Sex and Lucía (2002)

2002-07-12

The moon shines brilliantly on an impeccably romantic occasion: an island, a couple in the sea at night, bobbing and entwining, smiling and at ease, yet uttering earnest words of love. They won’t say their names, wishing instead to preserve the miracle of the moment, or, as the woman puts it, “the best fuck of my life.”

This scene is at the mythic center of Sex and Lucía, a film that assembles layers of truth and untruth, faith and distrust, as characters struggle to make sense of the worlds they make and resist. This perfect scene will be recalled often by its participants, Lorenzo (Tristán Ulloa) and Elena (Najwa Nimri), not as they live happily ever after, but as they twist and turn, striving to survive with unspeakable pain.

You first meet Lorenzo as he is in the throes of that pain. He is unseen but you hear his voice, sobbing, as he speaks on the phone to his girlfriend, Lucía (Paz Vega). She’s stuck in a narrow hallway, at work in a Madrid restaurant where other waiters cross the dining room behind her. She apologizes to Lorenzo, but he tells her she was right for what she said, that she is “living with a sick person,” now fallen into “a hole, lost forever.” He can’t tell her what’s wrong. She asks if “the island” is at the root of his anguish. And then she has to get off the phone. “We’re slammed,” her boss tells her. “We’re slammed,” she tells Lorenzo. “Yeah, slammed,” he says.

Written and directed by Julio Medem, Sex and Lucía follows a similar structure to his previous film, the remarkable Lovers of the Arctic Circle, in that the layers of meaning are composed of imagery, language, and narrative, all folding in on one another and winding away from one another at the same time. Characters mirror and refract each other, their stories similar and parallel, interwoven and disparate, fluid and fragmented. All the stories are about sex, the intensity and intimacy offered by sex, as well as the illusion of security. That means, in part, that the film is full of consummately lit, close-up and explicit sex scenes, artful, pretty acts that shimmer but don’t resonate.

This lack of depth limits Lucía’s story, which begins and ends with Lorenzo. This despite the fact that she’s hardly dependent on him, emotionally or any other way, Lucía being a remarkably potent character, complicated and enigmatic in her own right. She finally arrives home that night after work (on her way out, her boss suggests she find her boyfriend “a shrink,” revealing that this is disaster has been long coming). But Lorenzo is gone, and has left behind a despairing note. As she trembles with note in hand, the cops call, right on time, concerning an accident, and she doesn’t even wait for the bad news; instead, she heads to the island, a remote Mediterranean isle off the coast of Spain, seeking understanding of her lover’s all-consuming sorrow.

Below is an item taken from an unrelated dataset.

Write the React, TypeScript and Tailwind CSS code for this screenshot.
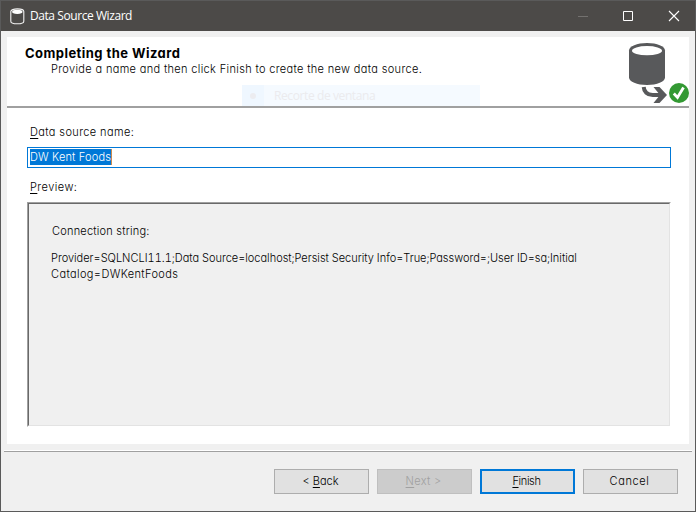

Here Sex and Lucía breaks into various paths, some leading back in time, to reveal the conception and evolution of their relationship: he’s a novelist, she loves his work and comes on to him at a café; they share a sensational night (drinking and dancing) and morning (having fabulous-seeming sex: when Lucía comes, she yells out, “I’m dying!” apparently endearing her forever to her lover). And then, they are inseparable, until he writes a new novel, a happy one, and she’s frank enough to tell him it doesn’t move her as his sad work did. Eventually, he starts to come apart again, unable or unwilling to tell her what’s troubling him.

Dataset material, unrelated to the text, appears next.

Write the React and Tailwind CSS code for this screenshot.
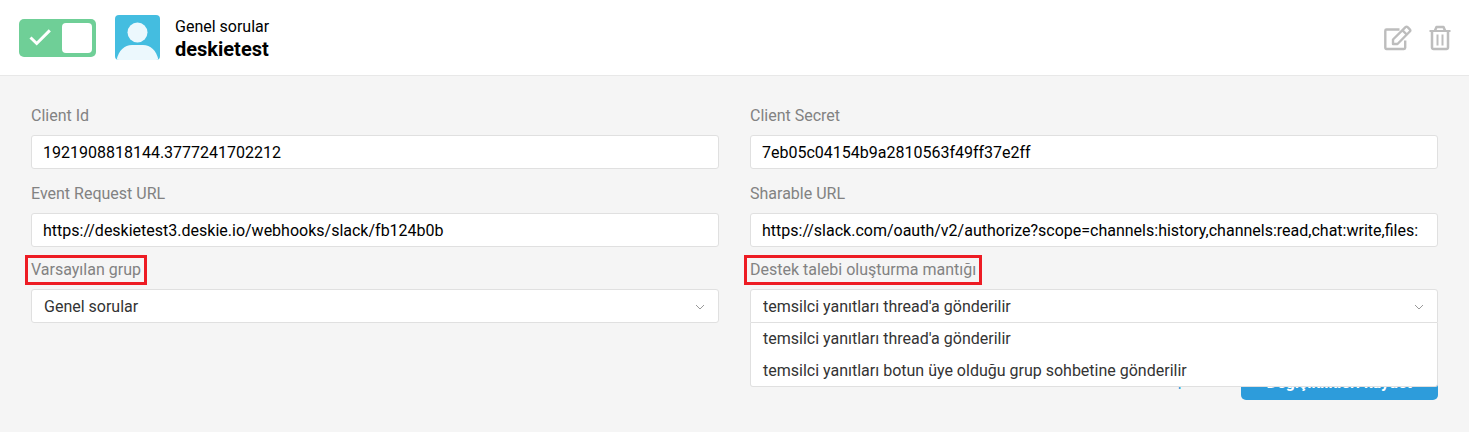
import React, { useState } from "react";

const GROUPS = ["Genel sorular"];

const LOGIC_OPTIONS = [
  "temsilci yanıtları thread'a gönderilir",
  "temsilci yanıtları botun üye olduğu grup sohbetine gönderilir",
];

const SHARABLE_URL = "https://slack.com/oauth/v2/authorize?scope=channels:history,channels:read,chat:write,files:";

function CheckIcon() {
  return (
    <svg className="absolute left-[10px] top-[9px] w-6 h-5" viewBox="0 0 24 20" fill="none" stroke="#fff" strokeWidth="3">
      <path d="M1.5 9.5 7.7 15.5 20.8 2.4" />
    </svg>
  );
}

function Avatar() {
  return (
    <svg className="w-[45px] h-[45px] rounded" viewBox="0 0 45 45">
      <rect width="45" height="45" fill="#44bde0" />
      <circle cx="22.5" cy="17.5" r="10" fill="#ecf8fd" />
      <path d="M1.5 45C3.5 35.5 9.5 30 17 30h11c7.5 0 13.5 5.5 15.5 15z" fill="#ecf8fd" />
    </svg>
  );
}

function EditIcon() {
  return (
    <svg className="w-7 h-7" viewBox="0 0 28 28" fill="none" stroke="#bdbdbd" strokeWidth="2.4" strokeLinejoin="round">
      <path d="M15.5 5.5H2.5a1.2 1.2 0 0 0-1.2 1.2v17A1.2 1.2 0 0 0 2.5 25h17.5a1.2 1.2 0 0 0 1.2-1.2V16.5" />
      <path d="M9 20v-4.500L21.5 3.200a1.5 1.5 0 0 1 2.100 0l2.200 2.200a1.5 1.5 0 0 1 0 2.100L13.500 20z" />
      <path d="m18.5 6.300 4.200 4.200" />
    </svg>
  );
}

function TrashIcon() {
  return (
    <svg className="w-6 h-7" viewBox="0 0 24 28" fill="none" stroke="#bdbdbd" strokeWidth="2">
      <path d="M1.5 7h21" />
      <path d="M7 6.5 8.5 3h7L17 6.5" strokeWidth="2.5" strokeLinejoin="round" />
      <path d="M4 7v16.5A1.5 1.5 0 0 0 5.5 25h13a1.5 1.5 0 0 0 1.5-1.5V7" strokeWidth="2.5" />
      <path d="M9.5 10.5v11M14.5 10.5v11" />
    </svg>
  );
}

function Chevron() {
  return (
    <svg className="absolute right-[14px] top-[14px] w-[10px] h-2 pointer-events-none" viewBox="0 0 10 8" fill="none" stroke="#999">
      <path d="M1 2 5 6 9 2" />
    </svg>
  );
}

function Label({ id, marked, children }) {
  return (
    <label htmlFor={id} className="relative block w-fit h-6 mb-[7px] leading-6 text-[#828282]">
      {children}
      {marked && <span className="absolute -inset-x-[6px] -inset-y-[3px] border-3 border-[#ed1c24]" />}
    </label>
  );
}

function TextField({ id, label, value }) {
  return (
    <div>
      <Label id={id}>{label}</Label>
      <input
        id={id}
        type="text"
        readOnly
        value={value}
        className="block w-full h-[34px] px-[11px] bg-white border border-[#e0e0e0] rounded-[3px] text-black outline-none"
      />
    </div>
  );
}

function SelectField({ id, label, options, open }) {
  const [value, setValue] = useState(options[0]);

  return (
    <div>
      <Label id={id} marked>{label}</Label>
      <div className="relative">
        <select
          id={id}
          value={value}
          onChange={(e) => setValue(e.target.value)}
          className={`block w-full h-[34px] pt-px pl-3 pr-8 appearance-none bg-white border border-[#e0e0e0] text-[#333] outline-none ${open ? "rounded-t-[3px]" : "rounded-[3px]"}`}
        >
          {options.map((o) => (
            <option key={o}>{o}</option>
          ))}
        </select>
        <Chevron />
        {open && (
          <ul className="absolute z-10 top-full inset-x-0 bg-white border border-t-0 border-[#e0e0e0] rounded-b-[3px]">
            {options.map((o) => (
              <li key={o} onClick={() => setValue(o)} className="h-8 last:h-[31px] px-3 leading-8 text-[#333] cursor-pointer">
                {o}
              </li>
            ))}
          </ul>
        )}
      </div>
    </div>
  );
}

function App() {
  const [enabled, setEnabled] = useState(true);

  return (
    <div className="min-h-screen bg-[#f5f5f5] font-[Roboto,sans-serif] text-base">
      <header className="flex items-center h-[76px] pl-[19px] pr-[17px] bg-white border-b border-[#e8e8e8]">
        <label className="relative block w-[77px] h-[38px] rounded-[5px] bg-[#6fcf97] cursor-pointer">
          <input
            type="checkbox"
            aria-label="deskietest"
            checked={enabled}
            onChange={(e) => setEnabled(e.target.checked)}
            className="absolute inset-0 w-full h-full opacity-0"
          />
          <CheckIcon />
          <span className="absolute right-1 top-1 w-[30px] h-[30px] rounded bg-white" />
        </label>
        <div className="ml-[19px]">
          <Avatar />
        </div>
        <div className="ml-[15px] pt-[2px] text-black">
          <div className="leading-5">Genel sorular</div>
          <div className="text-xl leading-6 font-bold">deskietest</div>
        </div>
        <div className="flex items-center gap-4 ml-auto">
          <button type="button" aria-label="edit"><EditIcon /></button>
          <button type="button" aria-label="delete"><TrashIcon /></button>
        </div>
      </header>

      <form className="px-[31px] pt-7 pb-8" onSubmit={(e) => e.preventDefault()}>
        <div className="grid grid-cols-2 gap-x-[31px] gap-y-[13px]">
          <TextField id="client-id" label="Client Id" value="1921908818144.3777241702212" />
          <TextField id="client-secret" label="Client Secret" value="7eb05c04154b9a2810563f49ff37e2ff" />
          <TextField id="event-url" label="Event Request URL" value="https://deskietest3.deskie.io/webhooks/slack/fb124b0b" />
          <TextField id="sharable-url" label="Sharable URL" value={SHARABLE_URL} />
        </div>
        <div className="grid grid-cols-2 gap-x-[31px] mt-[11px]">
          <SelectField id="group" label="Varsayılan grup" options={GROUPS} />
          <SelectField id="logic" label="Destek talebi oluşturma mantığı" options={LOGIC_OPTIONS} open />
        </div>
        <div className="flex items-start justify-end gap-9 mt-[43px]">
          <a href="#" className="leading-[30px] text-[#2d9cdb]">İptal</a>
          <button type="submit" className="h-[34px] px-[26px] rounded-[5px] bg-[#2d9cdb] text-white font-bold">
            Değişiklikleri kaydet
          </button>
        </div>
      </form>
    </div>
  );
}

export default App;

As Lucía’s frustration builds, the film pulls you into Lorenzo’s story, told in part through his next novel, which she is reading at night, unbeknownst to him. She assumes it’s fiction, and feels caught up in its turmoil. Soon, however, the film appears to reveal that he is living through these increasingly bizarre events and emotions. That said, it’s also hard to tell where fiction might begin and experience might end. This ambiguity is easily the film’s most intriguing aspect, creating intricate strands of characters’ beliefs and yearnings, apparent facts, and your own filtering of information, your own projections and expectations.

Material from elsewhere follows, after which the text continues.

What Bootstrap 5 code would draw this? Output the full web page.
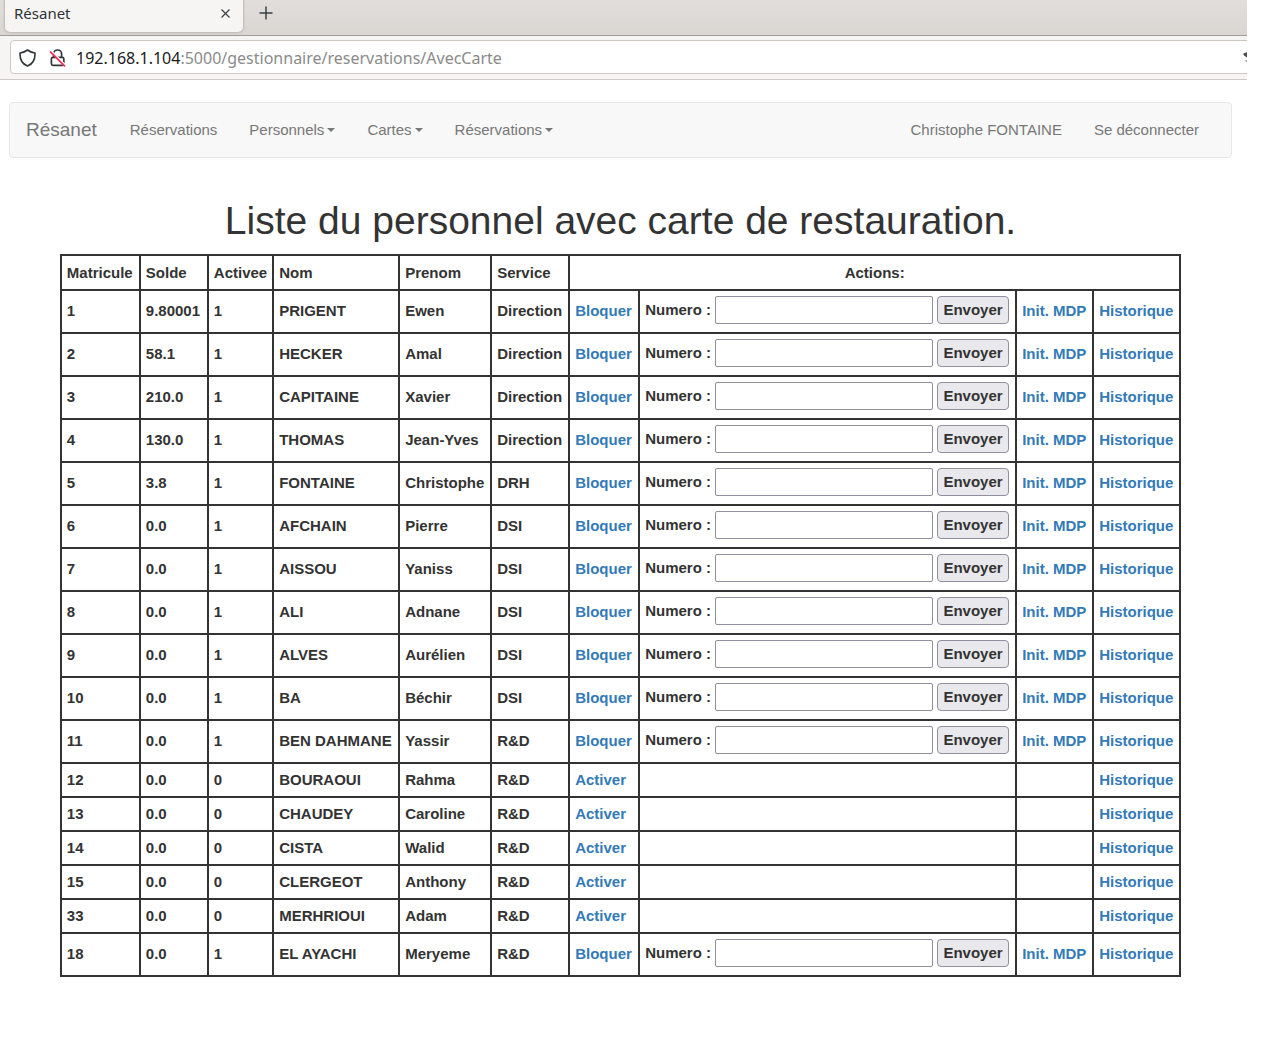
<!DOCTYPE html>
<html lang="fr">
<head>
<meta charset="utf-8">
<meta name="viewport" content="width=device-width, initial-scale=1">
<title>Résanet</title>
<link href="https://cdn.jsdelivr.net/npm/bootstrap@5.3.0/dist/css/bootstrap.min.css" rel="stylesheet">
<style>
body { font-family: "Liberation Sans", Arial, sans-serif; font-size: 15px; line-height: 22px; color: #333; background: #fff; }
a { color: #337ab7; text-decoration: none; }
a:hover { text-decoration: underline; }

/* browser frame */
.browser-frame { margin-right: 15px; font-family: "Noto Sans", sans-serif; overflow: hidden; }
.tab-strip { height: 36px; padding-left: 5px; background: linear-gradient(#e1dedb, #dad6d2); border-bottom: 1px solid #a19c98; }
.page-tab { width: 238px; height: 32px; padding: 0 12px 6px 9px; background: #f6f5f4; color: #2e3436; border-radius: 0 0 5px 5px; box-shadow: 0 0 2px 1px #bdb8b3; }
.tab-tool { padding: 0; border: 0; background: none; color: #3b4042; line-height: 0; }
.tab-new { margin: 0 0 9px 16px; }
.tool-bar { height: 44px; padding: 4px 0 5px 10px; background: #f6f5f4; border-bottom: 1px solid #cfcac6; }
.url-bar { margin-right: -12px; padding: 1px 8px 0; gap: 13px; background: #fff; border: 1px solid #cdc7c2; border-radius: 4px; font-size: 16px; color: #8b8b8b; }
.url-text { margin-left: -3px; }
.url-host { color: #1a1a1a; }

/* application page */
.app-page { padding: 22px 30px 30px 9px; }
.app-nav { padding: 0 16px 0 0; background: #f8f8f8; border: 1px solid #e7e7e7; border-radius: 4px; }
.app-nav .navbar-brand { margin: 0; padding: 0 17px 0 16px; font-size: 19px; color: #777; }
.app-nav .navbar-nav .nav-link { padding: 16px; line-height: 22px; color: #777; }
.app-nav .dropdown-toggle::after { margin-left: 3px; vertical-align: 3px; border-top: 4px solid; border-right: 4px solid transparent; border-left: 4px solid transparent; }
.page-title { margin: 41px 0 11px; font-size: 39px; line-height: 44px; font-weight: 400; }

/* staff list */
.staff { border-collapse: collapse; font-weight: 700; white-space: nowrap; }
.staff th, .staff td { height: 34px; padding: 0 5px; border: 2px solid #333; }
.staff thead th { height: 35px; }
.staff .with-card td { height: 43px; padding-bottom: 2px; }
.card-form { gap: 4px; margin-bottom: 2px; }
.card-form input { width: 218px; height: 28px; padding: 1px 4px; border: 1px solid #8f8f9d; border-radius: 2px; }
.card-form button { width: 72px; height: 28px; padding: 0; border: 1px solid #8f8f9d; border-radius: 4px; background: #e9e9ed; color: #333; font-weight: 700; }
</style>
<script src="https://cdn.jsdelivr.net/npm/bootstrap@5.3.0/dist/js/bootstrap.bundle.min.js"></script>
</head>
<body>
<header class="browser-frame">
  <div class="tab-strip d-flex align-items-start">
    <div class="page-tab d-flex align-items-center justify-content-between">
      <span>Résanet</span>
      <button class="tab-tool" type="button" aria-label="Fermer l'onglet"><svg width="11" height="11" viewBox="0 0 11 11" fill="none" stroke="currentColor" stroke-width="1.2"><path d="M1.5 1.5l8 8M9.500 1.500l-8 8"/></svg></button>
    </div>
    <button class="tab-tool tab-new align-self-end" type="button" aria-label="Nouvel onglet"><svg width="14" height="26" viewBox="0 0 14 26" fill="none" stroke="currentColor" stroke-width="1.5"><path d="M7 6.500v13M.5 13h13"/></svg></button>
  </div>
  <div class="tool-bar d-flex">
    <div class="url-bar d-flex align-items-center flex-grow-1">
      <svg width="17" height="18" viewBox="0 0 17 18" fill="none" stroke="#33373a" stroke-width="1.600" stroke-linejoin="round"><path d="M8.500 1C10.800 2.800 13.200 3.600 16 4c.2 5.600-1.600 10.800-7.500 13C2.600 14.800.8 9.600 1 4 3.800 3.600 6.200 2.800 8.500 1z"/></svg>
      <svg width="17" height="18" viewBox="0 0 17 18" fill="none"><path d="M4.600 8V5a4 4 0 0 1 8 0v3" stroke="#33373a" stroke-width="1.700"/><rect x="2.400" y="8.300" width="12.400" height="8" rx="1.500" stroke="#33373a" stroke-width="1.700"/><path d="M2.200 1.800l14.500 14.500" stroke="#fff" stroke-width="1.500"/><path d="M1 2.300l15 15" stroke="#f0335c" stroke-width="1.800"/></svg>
      <div class="url-text flex-grow-1" role="textbox" aria-label="Adresse"><span class="url-host">192.168.1.104</span>:5000/gestionnaire/reservations/AvecCarte</div>
      <svg width="8" height="14" viewBox="0 0 8 14" fill="#4a4d4f"><path d="M1.500 2.500Q4 1 8 1v6H6L3.500 5.500 1.500 4z"/><path d="M3 9h4v2H4z" opacity=".5"/></svg>
    </div>
  </div>
</header>

<main class="app-page">
  <nav class="app-nav navbar navbar-expand">
    <a class="navbar-brand" href="#">Résanet</a>
    <ul class="navbar-nav me-auto">
      <li class="nav-item"><a class="nav-link" href="#">Réservations</a></li>
      <li class="nav-item dropdown"><a class="nav-link dropdown-toggle" href="#" role="button">Personnels</a></li>
      <li class="nav-item dropdown"><a class="nav-link dropdown-toggle" href="#" role="button">Cartes</a></li>
      <li class="nav-item dropdown"><a class="nav-link dropdown-toggle" href="#" role="button">Réservations</a></li>
    </ul>
    <ul class="navbar-nav">
      <li class="nav-item"><a class="nav-link" href="#">Christophe FONTAINE</a></li>
      <li class="nav-item"><a class="nav-link" href="#">Se déconnecter</a></li>
    </ul>
  </nav>

  <h1 class="page-title text-center">Liste du personnel avec carte de restauration.</h1>

  <table class="staff mx-auto">
    <colgroup><col width="79"><col width="68"><col width="65"><col width="126"><col width="92"><col width="78"><col width="70"><col width="377"><col width="77"><col width="87"></colgroup>
    <thead>
      <tr><th>Matricule</th><th>Solde</th><th>Activee</th><th>Nom</th><th>Prenom</th><th>Service</th><th class="text-center" colspan="4">Actions:</th></tr>
    </thead>
    <tbody id="staffRows"></tbody>
  </table>
</main>

<script>
const staff = [
  [1, "9.80001", 1, "PRIGENT", "Ewen", "Direction"],
  [2, "58.1", 1, "HECKER", "Amal", "Direction"],
  [3, "210.0", 1, "CAPITAINE", "Xavier", "Direction"],
  [4, "130.0", 1, "THOMAS", "Jean-Yves", "Direction"],
  [5, "3.8", 1, "FONTAINE", "Christophe", "DRH"],
  [6, "0.0", 1, "AFCHAIN", "Pierre", "DSI"],
  [7, "0.0", 1, "AISSOU", "Yaniss", "DSI"],
  [8, "0.0", 1, "ALI", "Adnane", "DSI"],
  [9, "0.0", 1, "ALVES", "Aurélien", "DSI"],
  [10, "0.0", 1, "BA", "Béchir", "DSI"],
  [11, "0.0", 1, "BEN DAHMANE", "Yassir", "R&amp;D"],
  [12, "0.0", 0, "BOURAOUI", "Rahma", "R&amp;D"],
  [13, "0.0", 0, "CHAUDEY", "Caroline", "R&amp;D"],
  [14, "0.0", 0, "CISTA", "Walid", "R&amp;D"],
  [15, "0.0", 0, "CLERGEOT", "Anthony", "R&amp;D"],
  [33, "0.0", 0, "MERHRIOUI", "Adam", "R&amp;D"],
  [18, "0.0", 1, "EL AYACHI", "Meryeme", "R&amp;D"]
];
document.getElementById("staffRows").innerHTML = staff.map(person => {
  const [id, , active] = person;
  const form = `<form class="card-form d-flex align-items-center"><label for="numero${id}">Numero :</label><input type="text" id="numero${id}" name="numero"><button type="submit">Envoyer</button></form>`;
  return `<tr class="${active ? "with-card" : ""}">`
    + person.map(value => `<td>${value}</td>`).join("")
    + `<td><a href="#">${active ? "Bloquer" : "Activer"}</a></td>`
    + `<td>${active ? form : ""}</td>`
    + `<td>${active ? '<a href="#">Init. MDP</a>' : ""}</td>`
    + `<td><a href="#">Historique</a></td></tr>`;
}).join("");
</script>
</body>
</html>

But just as you might be wondering about your responsibility in the story-making, the movie takes some too-convenient turns. Perhaps unsurprisingly, given his incessant self-involvement, Lorenzo’s tale is a less subtle construction than Lucía’s, full of tangled passions and sexual intrigues as overwrought as any soap opera. His unforgettable night on the island produced a child, and the mother, Elena (Najwa Nimri), is now living in Madrid with her daughter — named Luna, for the moon on that perfect night — and her killer rottweiler. He finds Luna playing in the park with her nanny, the beautiful and naughty Belén (Elena Anaya), and strikes up a conversation. He returns again and again; Belén develops a crush. And her story is even more tortuous than his, involving a porn-star mother and a boyfriend they share, Antonio (Daniel Freire). Naturally, he’s seduced. Disaster strikes.

Convolutions and contrivances continue. Lucía makes her way to that magical island, where she astonishingly ends up living in a beach house with two people who were closely tied up with Lorenzo, unbeknownst to them or to her. At this point, anything resembling delicate threads of coincidence or desire has turned into awkward assertions of narrative as willful manipulation.